Could we get ZIP discs/drives (or their successors) to work? Additional hardware could be overcome by building internal ones into new computers and laptops...
I'd consider having some sort of keyboard-controlled environment, possibly with tabs instead of windows for multi-tasking, which could be accessed by keystrokes. Sort of like some old DOS shells, but could actually have programs running under it.
How do these cartridges work? (i.e. existing game ones, and video by analogy.) If by some form of ROM, then home recording may have to wait until flash memory becomes a reality. Plus we might have format wars over different cartridge types...
Could we get ZIP discs/drives (or their successors) to work? Additional hardware could be overcome by building internal ones into new computers and laptops...

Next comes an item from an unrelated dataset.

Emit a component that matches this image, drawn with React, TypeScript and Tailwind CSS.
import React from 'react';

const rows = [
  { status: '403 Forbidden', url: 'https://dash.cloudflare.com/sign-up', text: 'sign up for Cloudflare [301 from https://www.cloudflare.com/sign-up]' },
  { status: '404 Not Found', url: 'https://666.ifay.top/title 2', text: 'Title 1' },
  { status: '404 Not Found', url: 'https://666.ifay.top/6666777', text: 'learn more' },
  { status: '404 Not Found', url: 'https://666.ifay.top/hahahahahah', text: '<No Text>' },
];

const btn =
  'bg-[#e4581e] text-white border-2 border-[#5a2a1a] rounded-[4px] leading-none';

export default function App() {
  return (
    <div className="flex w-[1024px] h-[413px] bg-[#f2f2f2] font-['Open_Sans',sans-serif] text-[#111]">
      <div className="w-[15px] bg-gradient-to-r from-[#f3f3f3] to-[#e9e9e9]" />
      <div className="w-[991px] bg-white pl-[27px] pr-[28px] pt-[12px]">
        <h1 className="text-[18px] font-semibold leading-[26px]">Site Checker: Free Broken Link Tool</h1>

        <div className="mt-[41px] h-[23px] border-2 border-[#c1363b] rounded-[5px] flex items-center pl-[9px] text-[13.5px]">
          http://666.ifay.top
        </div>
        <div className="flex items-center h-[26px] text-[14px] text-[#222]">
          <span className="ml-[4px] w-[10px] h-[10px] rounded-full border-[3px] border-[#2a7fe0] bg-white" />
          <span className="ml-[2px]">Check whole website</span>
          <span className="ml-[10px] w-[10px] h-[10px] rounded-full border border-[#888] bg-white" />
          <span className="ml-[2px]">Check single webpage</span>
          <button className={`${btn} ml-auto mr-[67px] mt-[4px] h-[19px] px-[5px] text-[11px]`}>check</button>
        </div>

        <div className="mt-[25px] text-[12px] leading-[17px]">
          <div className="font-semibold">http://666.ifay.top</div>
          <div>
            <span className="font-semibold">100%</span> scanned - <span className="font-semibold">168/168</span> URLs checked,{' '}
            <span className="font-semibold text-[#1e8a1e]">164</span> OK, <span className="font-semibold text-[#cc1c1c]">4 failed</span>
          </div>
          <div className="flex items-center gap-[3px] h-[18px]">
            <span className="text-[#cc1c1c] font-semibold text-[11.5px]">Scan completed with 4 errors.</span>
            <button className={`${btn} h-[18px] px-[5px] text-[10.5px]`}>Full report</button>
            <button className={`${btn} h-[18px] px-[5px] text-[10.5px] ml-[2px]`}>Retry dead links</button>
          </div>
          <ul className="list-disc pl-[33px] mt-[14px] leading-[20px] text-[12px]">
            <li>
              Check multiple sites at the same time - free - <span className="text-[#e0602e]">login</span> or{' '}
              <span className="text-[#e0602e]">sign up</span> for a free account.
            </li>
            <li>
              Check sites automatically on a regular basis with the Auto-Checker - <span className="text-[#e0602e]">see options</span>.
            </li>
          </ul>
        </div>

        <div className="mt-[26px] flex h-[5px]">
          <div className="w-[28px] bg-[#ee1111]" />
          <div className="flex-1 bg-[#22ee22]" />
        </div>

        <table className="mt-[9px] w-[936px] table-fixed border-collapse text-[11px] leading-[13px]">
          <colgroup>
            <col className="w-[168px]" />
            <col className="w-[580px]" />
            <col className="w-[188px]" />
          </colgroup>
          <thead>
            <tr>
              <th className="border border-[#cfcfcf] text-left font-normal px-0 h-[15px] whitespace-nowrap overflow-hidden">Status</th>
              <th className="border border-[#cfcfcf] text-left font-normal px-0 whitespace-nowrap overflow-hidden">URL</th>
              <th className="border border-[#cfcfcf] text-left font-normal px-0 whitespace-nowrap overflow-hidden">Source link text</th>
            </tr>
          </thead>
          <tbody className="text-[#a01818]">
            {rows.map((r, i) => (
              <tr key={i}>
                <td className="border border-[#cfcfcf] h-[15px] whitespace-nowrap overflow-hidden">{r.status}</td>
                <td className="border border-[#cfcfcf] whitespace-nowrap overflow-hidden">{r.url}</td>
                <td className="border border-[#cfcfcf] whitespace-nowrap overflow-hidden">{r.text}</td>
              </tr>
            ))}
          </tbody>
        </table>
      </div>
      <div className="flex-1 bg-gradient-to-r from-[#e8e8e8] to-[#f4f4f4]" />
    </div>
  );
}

you'd have to delay USB devices. Once USB keys become big (in space power) and cheap then ZIPs are doomed. You already have USB ports on computer so using keys is just a question of software. ZIPs, however, would require new hardware and hence would raise the price. Plus USBs are small while ZIPs are big and sometimes impractical to carry around
Biggest way to get this would be to delay or avert writable/re-writable CDs, which are cheaper and can also play existing CD-ROM software.
I'm not sure, as all the world's GUI development would be vastly different, starting with the Apple Lisa...

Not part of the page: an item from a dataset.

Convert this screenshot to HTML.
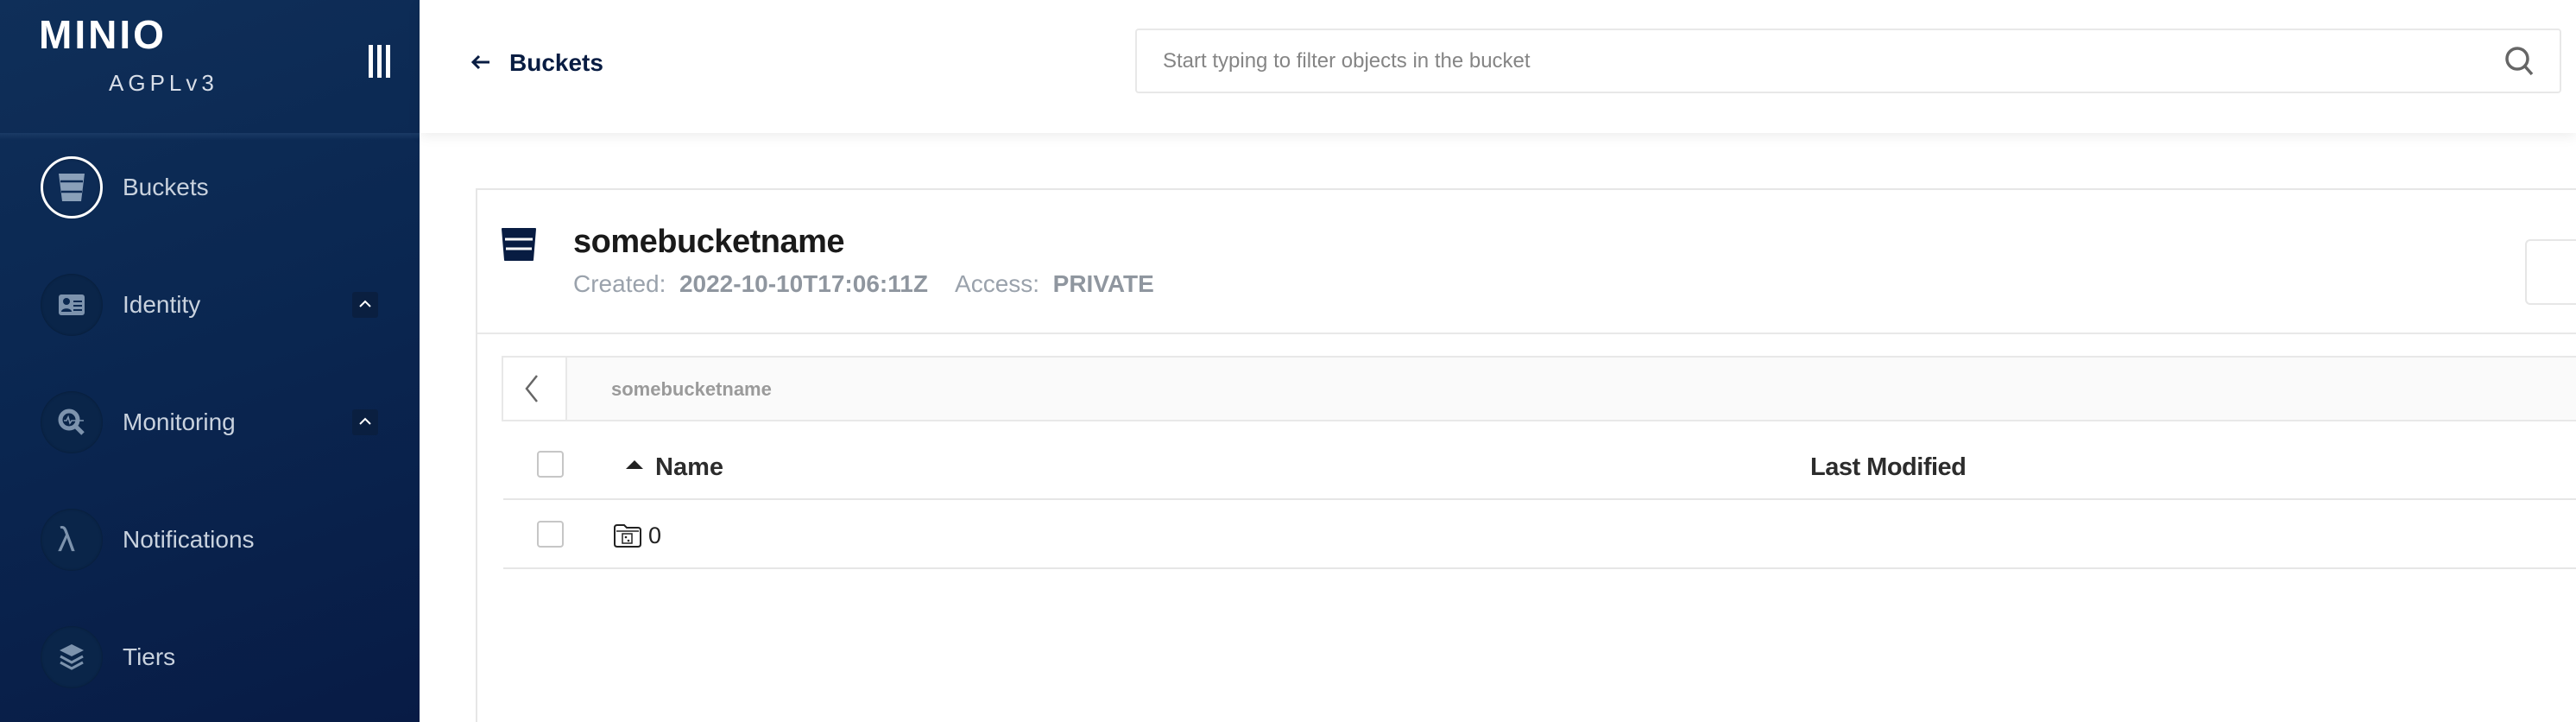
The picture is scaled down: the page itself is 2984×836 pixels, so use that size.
<!DOCTYPE html>
<html style="overflow:hidden;height:836px"><head><meta charset="utf-8"><style>
*{margin:0;padding:0;box-sizing:border-box}
body{width:2984px;height:836px;overflow:hidden;background:#fff;font-family:"Liberation Sans",sans-serif;position:relative}
.a{position:absolute;white-space:nowrap}
#sb{position:absolute;left:0;top:0;width:486px;height:836px;background:linear-gradient(160deg,#0f2f59 0%,#0a2650 50%,#081b45 100%)}
.circ{position:absolute;left:47px;width:72px;height:72px;border-radius:50%;background:#0a2549;box-shadow:0 0 3px rgba(0,0,0,.3) inset}
.lbl{position:absolute;left:142px;height:40px;line-height:40px;font-size:28px;color:#c9d2de}
.chev{position:absolute;left:408px;width:30px;height:30px;background:#0a1f40;border-radius:3px}
.cb{position:absolute;left:622px;width:31px;height:31px;border:2px solid #c6c6c6;border-radius:4px;background:#fff}
</style></head><body>
<div id="sb">
  <div class="a" style="left:45px;top:15px;font-size:46px;font-weight:bold;color:#fff;letter-spacing:3px;line-height:50px">MINIO</div>
  <div class="a" style="left:126px;top:80px;font-size:26px;color:#d8dee8;letter-spacing:5px;line-height:32px">AGPLv3</div>
  <div class="a" style="left:427px;top:52px;width:5px;height:38px;background:#fff"></div>
  <div class="a" style="left:437px;top:52px;width:5px;height:38px;background:#fff"></div>
  <div class="a" style="left:447px;top:52px;width:5px;height:38px;background:#fff"></div>
  <div class="a" style="left:0;top:154px;width:486px;height:8px;background:linear-gradient(#1a3a65,rgba(15,47,89,0))"></div>

  <div class="circ" style="top:181px;border:3px solid #fff;background:#0d2b55"></div>
  <svg class="a" style="left:67px;top:198px" width="32" height="38" viewBox="0 0 32 38"><path d="M1 3h30l-4 32H5z" fill="#8aa0b9"/><path d="M3 12h26M4 24h24" stroke="#0d2b55" stroke-width="2.5"/></svg>
  <div class="lbl" style="top:197px">Buckets</div>

  <div class="circ" style="top:317px"></div>
  <svg class="a" style="left:68px;top:341px" width="30" height="24" viewBox="0 0 30 24"><rect width="30" height="24" rx="3" fill="#7d93ad"/><circle cx="9" cy="8" r="4" fill="#0b2850"/><path d="M3 20c0-5 12-5 12 0z" fill="#0b2850"/><path d="M17 8h10M17 13h10M17 18h10" stroke="#0b2850" stroke-width="2"/></svg>
  <div class="lbl" style="top:333px">Identity</div>
  <div class="chev" style="top:338px"></div>
  <svg class="a" style="left:415px;top:346px" width="16" height="12" viewBox="0 0 16 12"><path d="M2 9l6-6 6 6" stroke="#fff" stroke-width="2" fill="none"/></svg>

  <div class="circ" style="top:453px"></div>
  <svg class="a" style="left:66px;top:472px" width="34" height="34" viewBox="0 0 34 34"><circle cx="14" cy="14" r="10" stroke="#7d93ad" stroke-width="5" fill="none"/><path d="M21 21l9 9" stroke="#7d93ad" stroke-width="5"/><path d="M8 15h3l2-4 2 7 2-3h14" stroke="#7d93ad" stroke-width="1.6" fill="none"/></svg>
  <div class="lbl" style="top:469px">Monitoring</div>
  <div class="chev" style="top:474px"></div>
  <svg class="a" style="left:415px;top:482px" width="16" height="12" viewBox="0 0 16 12"><path d="M2 9l6-6 6 6" stroke="#fff" stroke-width="2" fill="none"/></svg>

  <div class="circ" style="top:589px"></div>
  <div class="a" style="left:67px;top:603px;font-size:40px;line-height:44px;color:#7d93ad">λ</div>
  <div class="lbl" style="top:605px">Notifications</div>

  <div class="circ" style="top:725px"></div>
  <svg class="a" style="left:67px;top:744px" width="32" height="34" viewBox="0 0 32 34"><path d="M16 2l14 7-14 7-14-7z" fill="#7d93ad"/><path d="M3 16l13 7 13-7M3 23l13 7 13-7" stroke="#7d93ad" stroke-width="3" fill="none"/></svg>
  <div class="lbl" style="top:741px">Tiers</div>
</div>

<!-- header -->
<div class="a" style="left:486px;top:0;width:2498px;height:154px;background:#fff;box-shadow:0 4px 14px rgba(0,0,0,.07)"></div>
<svg class="a" style="left:545px;top:62px" width="24" height="20" viewBox="0 0 24 20"><path d="M22 10H4M10 3l-7 7 7 7" stroke="#081c42" stroke-width="3" fill="none"/></svg>
<div class="a" style="left:590px;top:56px;font-size:28px;line-height:34px;font-weight:bold;color:#081c42">Buckets</div>
<div class="a" style="left:1315px;top:33px;width:1652px;height:75px;border:2px solid #e8e8e8;border-radius:4px;background:#fff"></div>
<div class="a" style="left:1347px;top:57px;font-size:24px;line-height:28px;color:#858585">Start typing to filter objects in the bucket</div>
<svg class="a" style="left:2900px;top:52px" width="36" height="38" viewBox="0 0 36 38"><circle cx="16" cy="16" r="12" stroke="#666" stroke-width="3.5" fill="none"/><path d="M25 25l8 9" stroke="#666" stroke-width="3.5"/></svg>

<!-- card -->
<div class="a" style="left:551px;top:218px;width:2433px;height:618px;border:2px solid #e6e6e6;border-right:none;border-bottom:none;background:#fff"></div>
<svg class="a" style="left:581px;top:263px" width="40" height="40" viewBox="0 0 40 40"><path d="M1 2h38l-3 36H4z" fill="#081c42" stroke="#081c42" stroke-linejoin="round" stroke-width="2"/><path d="M4 14h32M5 25h30" stroke="#fff" stroke-width="3"/></svg>
<div class="a" style="left:664px;top:258px;font-size:38px;line-height:44px;font-weight:bold;color:#1a1a1a;letter-spacing:-0.5px">somebucketname</div>
<div class="a" style="left:664px;top:312px;font-size:28px;line-height:34px;color:#9aa2ac">Created:&nbsp;&nbsp;<b style="color:#8f969f">2022-10-10T17:06:11Z</b>&nbsp;&nbsp;&nbsp;&nbsp;Access:&nbsp;&nbsp;<b style="color:#8f969f">PRIVATE</b></div>
<div class="a" style="left:2925px;top:277px;width:100px;height:76px;border:2px solid #e6e6e6;border-radius:6px"></div>
<div class="a" style="left:553px;top:385px;width:2431px;height:2px;background:#e8e8e8"></div>

<!-- breadcrumb -->
<div class="a" style="left:581px;top:412px;width:2403px;height:76px;border:2px solid #e8e8e8;border-right:none;background:#fafafa"></div>
<div class="a" style="left:583px;top:414px;width:74px;height:72px;background:#fff;border-right:2px solid #e8e8e8"></div>
<svg class="a" style="left:606px;top:432px" width="20" height="36" viewBox="0 0 20 36"><path d="M16 3L4 18l12 15" stroke="#666" stroke-width="2.5" fill="none"/></svg>
<div class="a" style="left:708px;top:438px;font-size:22px;line-height:26px;font-weight:bold;color:#9a9a9a">somebucketname</div>

<!-- table -->
<div class="cb" style="top:522px"></div>
<svg class="a" style="left:724px;top:532px" width="22" height="12" viewBox="0 0 22 12"><path d="M1 11L11 1l10 10z" fill="#222"/></svg>
<div class="a" style="left:759px;top:523px;font-size:29px;line-height:36px;font-weight:bold;color:#2c2c2c">Name</div>
<div class="a" style="left:2097px;top:523px;font-size:29px;line-height:36px;font-weight:bold;color:#2c2c2c;letter-spacing:-0.5px">Last Modified</div>
<div class="a" style="left:583px;top:577px;width:2401px;height:2px;background:#e6e6e6"></div>
<div class="cb" style="top:603px"></div>
<svg class="a" style="left:710px;top:605px" width="34" height="30" viewBox="0 0 34 30"><path d="M2 6c0-2 1-3 3-3h8l3 3h13c2 0 3 1 3 3v16c0 2-1 3-3 3H5c-2 0-3-1-3-3z" fill="#fff" stroke="#222" stroke-width="2"/><path d="M4 10h26" stroke="#222" stroke-width="1.5"/><rect x="11" y="13" width="11" height="11" fill="none" stroke="#222" stroke-width="1.5"/><circle cx="15" cy="17" r="1.3" fill="#222"/><circle cx="18" cy="21" r="1.3" fill="#222"/></svg>
<div class="a" style="left:751px;top:603px;font-size:27px;line-height:34px;color:#222">0</div>
<div class="a" style="left:583px;top:657px;width:2401px;height:2px;background:#e6e6e6"></div>
</body></html>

They'd likely be ROM, much like video game cartridges. I figure "home videos" would be essentially cassette tapes hooked to an "Adapter" cartridge - I think some early home computers even had cartridge-plugged cassette players for programs on tape.
- Many types of storage on computers. For example, electro-optical drives were almost unknown,[…]. CD-RW and DVD-RW overtook "superfloppies" in the late 1990s - successors to Iomega's popular Zip drive from the early-mid 90s never sold or developed successors themselves, thus leaving us with no multi-gigabyte 'floppy' drives around nowadays.
- Same with 'control devices'. […] The alternative could be anything from a more ergonomical touchscreen concept (think Nintendo DS - have two screens, one for 'touching', one not), […].
- Or Video CDs, which are almost unknown outside of Southeast Asia. Or even alternatives.